» What to produce: With the pictures left out, copy the listing below exactly.

» Data shown:

##########

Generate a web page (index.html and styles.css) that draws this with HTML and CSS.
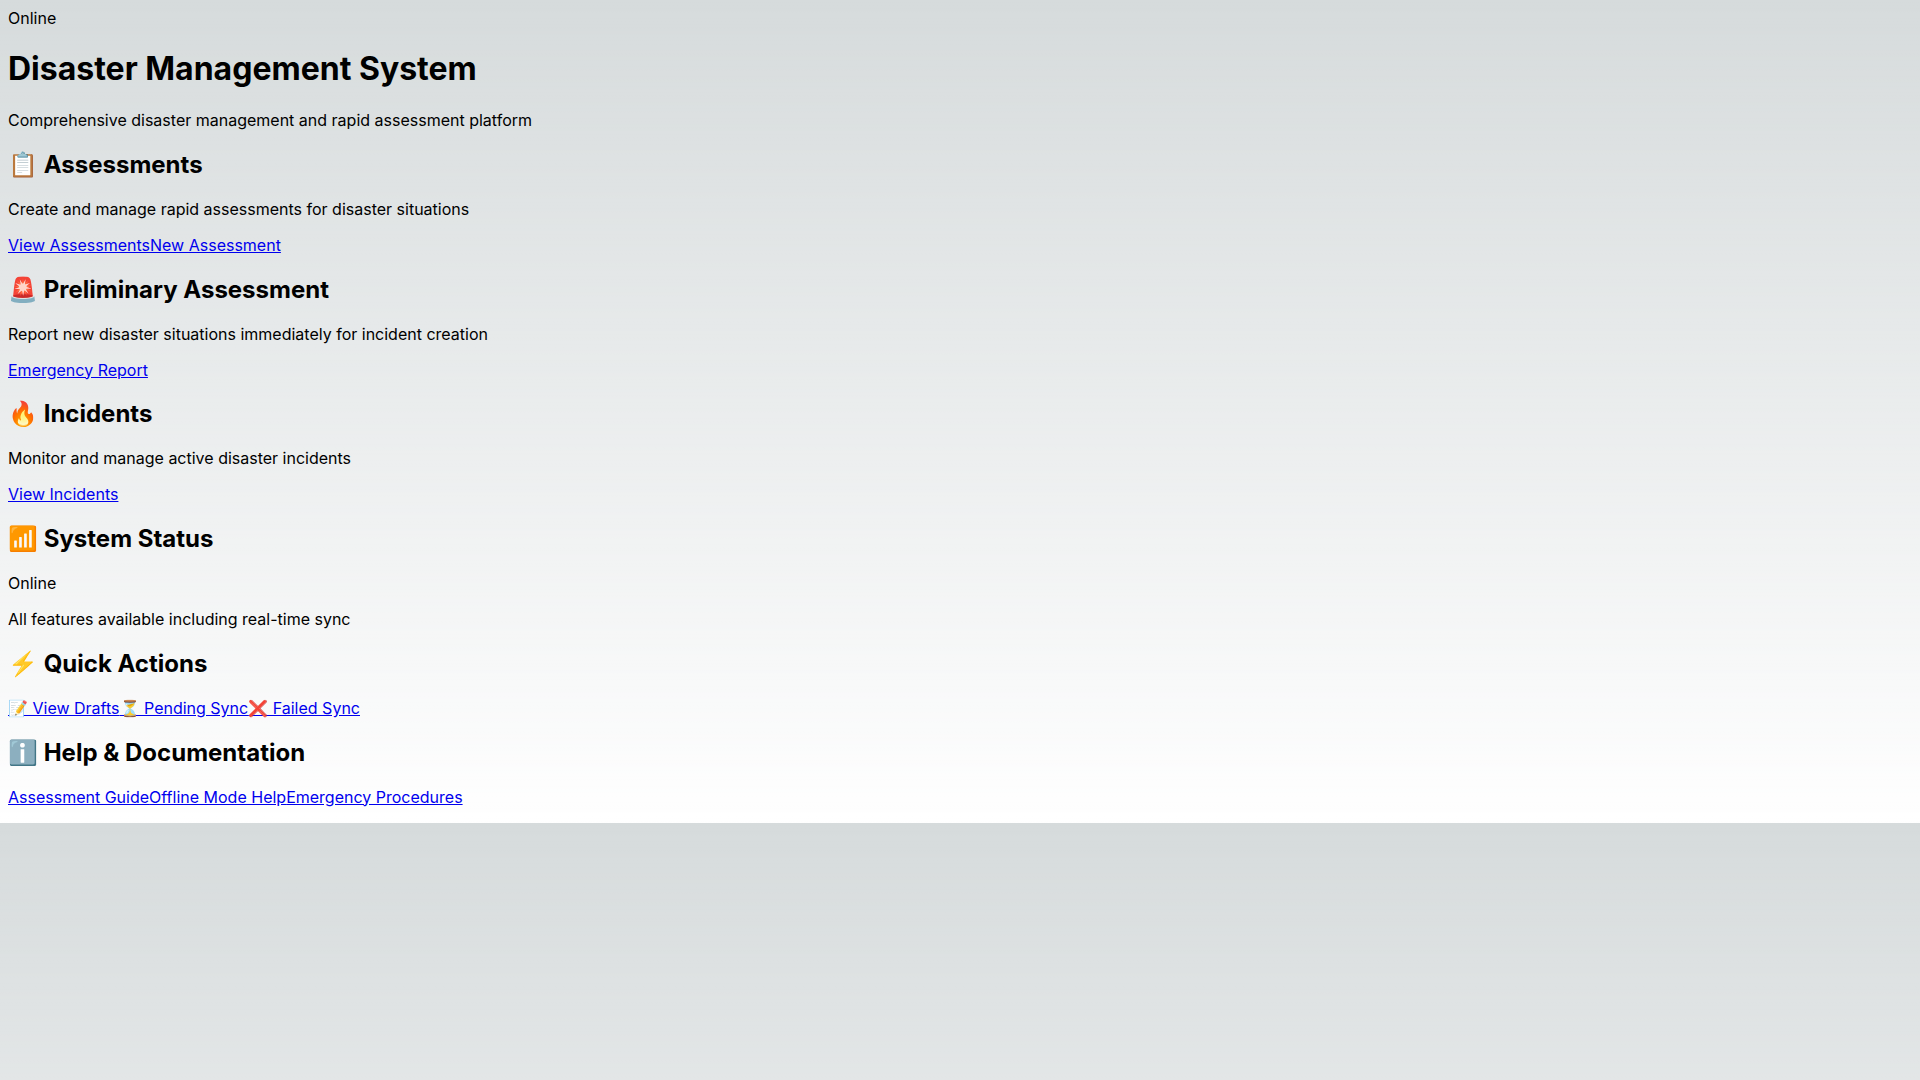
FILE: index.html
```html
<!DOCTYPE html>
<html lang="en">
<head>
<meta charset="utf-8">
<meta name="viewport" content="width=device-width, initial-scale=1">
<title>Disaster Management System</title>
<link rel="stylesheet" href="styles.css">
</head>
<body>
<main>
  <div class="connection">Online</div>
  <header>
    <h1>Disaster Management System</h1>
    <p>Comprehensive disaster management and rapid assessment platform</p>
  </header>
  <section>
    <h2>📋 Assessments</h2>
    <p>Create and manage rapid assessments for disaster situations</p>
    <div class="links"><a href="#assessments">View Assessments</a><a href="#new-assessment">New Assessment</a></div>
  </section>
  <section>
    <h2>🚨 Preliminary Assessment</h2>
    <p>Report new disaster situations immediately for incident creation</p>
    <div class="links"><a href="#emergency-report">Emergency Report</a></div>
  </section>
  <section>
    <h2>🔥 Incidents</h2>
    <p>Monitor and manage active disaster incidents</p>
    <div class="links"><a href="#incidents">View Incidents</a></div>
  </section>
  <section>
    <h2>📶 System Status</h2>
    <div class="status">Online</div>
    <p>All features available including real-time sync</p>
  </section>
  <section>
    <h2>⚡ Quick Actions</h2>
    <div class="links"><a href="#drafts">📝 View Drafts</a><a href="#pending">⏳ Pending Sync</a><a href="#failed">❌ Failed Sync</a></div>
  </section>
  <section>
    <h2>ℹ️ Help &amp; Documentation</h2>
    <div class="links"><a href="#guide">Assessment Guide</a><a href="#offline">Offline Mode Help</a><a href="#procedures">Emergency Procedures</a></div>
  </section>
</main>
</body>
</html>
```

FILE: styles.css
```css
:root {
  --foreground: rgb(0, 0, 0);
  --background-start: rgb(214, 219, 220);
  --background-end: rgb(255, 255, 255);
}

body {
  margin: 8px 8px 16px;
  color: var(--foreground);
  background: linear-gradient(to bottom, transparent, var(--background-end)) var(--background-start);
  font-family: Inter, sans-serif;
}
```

##########

» Solution:
Generate a web page (index.html and styles.css) that draws this with HTML and CSS.
FILE: index.html
```html
<!DOCTYPE html>
<html lang="en">
<head>
<meta charset="utf-8">
<meta name="viewport" content="width=device-width, initial-scale=1">
<title>Disaster Management System</title>
<link rel="stylesheet" href="styles.css">
</head>
<body>
<main>
  <div class="connection">Online</div>
  <header>
    <h1>Disaster Management System</h1>
    <p>Comprehensive disaster management and rapid assessment platform</p>
  </header>
  <section>
    <h2>📋 Assessments</h2>
    <p>Create and manage rapid assessments for disaster situations</p>
    <div class="links"><a href="#assessments">View Assessments</a><a href="#new-assessment">New Assessment</a></div>
  </section>
  <section>
    <h2>🚨 Preliminary Assessment</h2>
    <p>Report new disaster situations immediately for incident creation</p>
    <div class="links"><a href="#emergency-report">Emergency Report</a></div>
  </section>
  <section>
    <h2>🔥 Incidents</h2>
    <p>Monitor and manage active disaster incidents</p>
    <div class="links"><a href="#incidents">View Incidents</a></div>
  </section>
  <section>
    <h2>📶 System Status</h2>
    <div class="status">Online</div>
    <p>All features available including real-time sync</p>
  </section>
  <section>
    <h2>⚡ Quick Actions</h2>
    <div class="links"><a href="#drafts">📝 View Drafts</a><a href="#pending">⏳ Pending Sync</a><a href="#failed">❌ Failed Sync</a></div>
  </section>
  <section>
    <h2>ℹ️ Help &amp; Documentation</h2>
    <div class="links"><a href="#guide">Assessment Guide</a><a href="#offline">Offline Mode Help</a><a href="#procedures">Emergency Procedures</a></div>
  </section>
</main>
</body>
</html>
```

FILE: styles.css
```css
:root {
  --foreground: rgb(0, 0, 0);
  --background-start: rgb(214, 219, 220);
  --background-end: rgb(255, 255, 255);
}

body {
  margin: 8px 8px 16px;
  color: var(--foreground);
  background: linear-gradient(to bottom, transparent, var(--background-end)) var(--background-start);
  font-family: Inter, sans-serif;
}
```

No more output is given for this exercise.